I have to say that the first act is probably almost an hour. Chilly starts getting more persistent at needing a drink, and becoming louder with each request. Finally it is too much for him and he starts to cry and say he wants to go home. This pushes me over the edge and I look at big d with a look of, "you did this you bastard, this is all your fault, this is your theatre, your show, you fix this". He takes Chilly for a minute and offers him a bribe of a water bottle at intermission. It worked, for maybe 10 minutes. After which the whines and cries became beyond bearing for me.
I would have walked out, but I didn't know what to do with Harry. I would have walked out, but the sister missionaries were blocking the aisle. I would have walked out, but I really wanted Chilly to see the angels singing to the shepherds. It is torture. I'm sure it didn't last an hour, but it felt as if it were days. Trying to keep a kid quiet isn't an easy task.

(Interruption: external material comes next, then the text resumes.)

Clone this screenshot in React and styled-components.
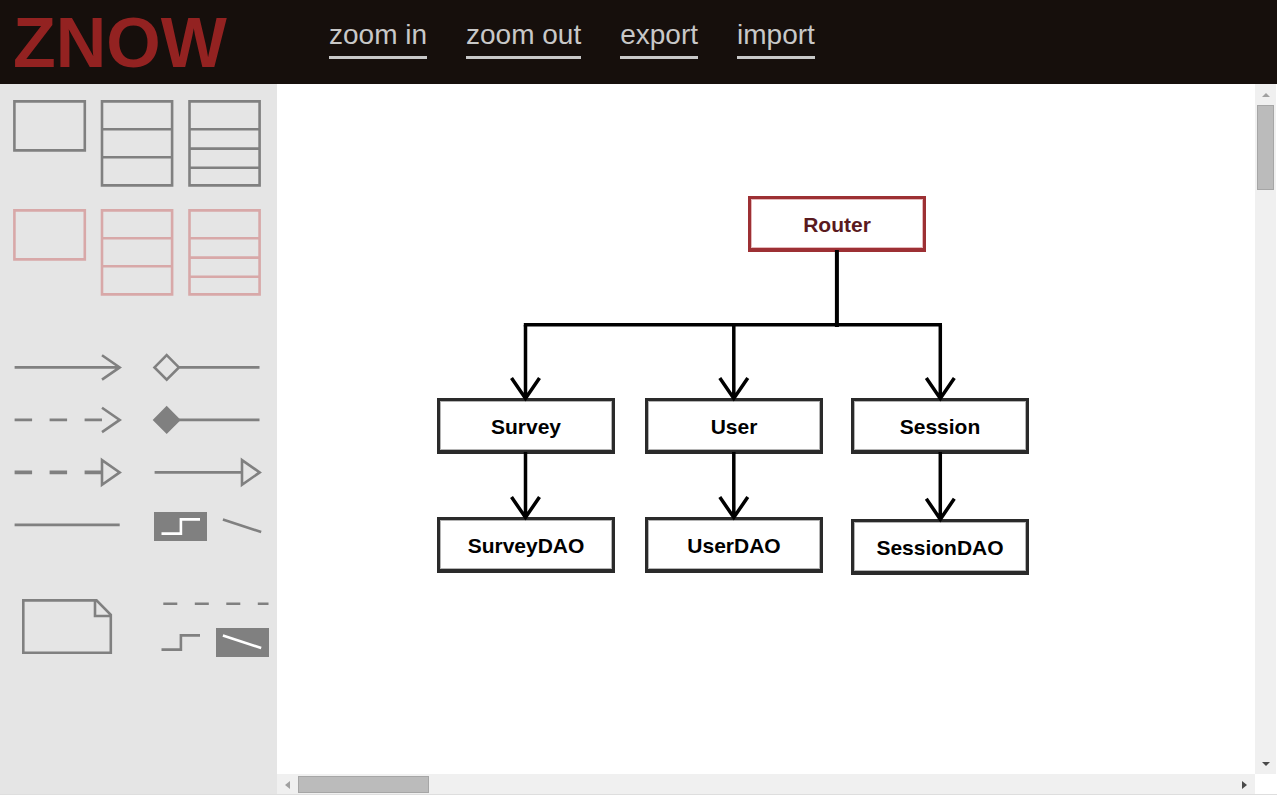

The curtain finally comes down, end of the first act, and Chilly is clapping like mad. He knows he is going to get a drink. I've had it. I pick him up and up the stairs we go. Harry needs to use the potty, and Chilly needs a drink. I am beyond that. Harry ends up staying with dad, to enjoy the rest of the show, and chilly gets strapped back into the van and home we go.
So I'm feeling a little guilty about the whole evening. Mostly because I really do know better. I know my kids, and what they can handle. I must start trusting myself and saying "no, I don't think taking a three year old to the theater would be a good idea, or any fun at all"
I guess I needed that wake up call. I hate to admit it publicly, but I really have some very weak moments as a mom. But I guess every mom does. Or at least should. I mean really, who could have predicted I would have had such a terrible time?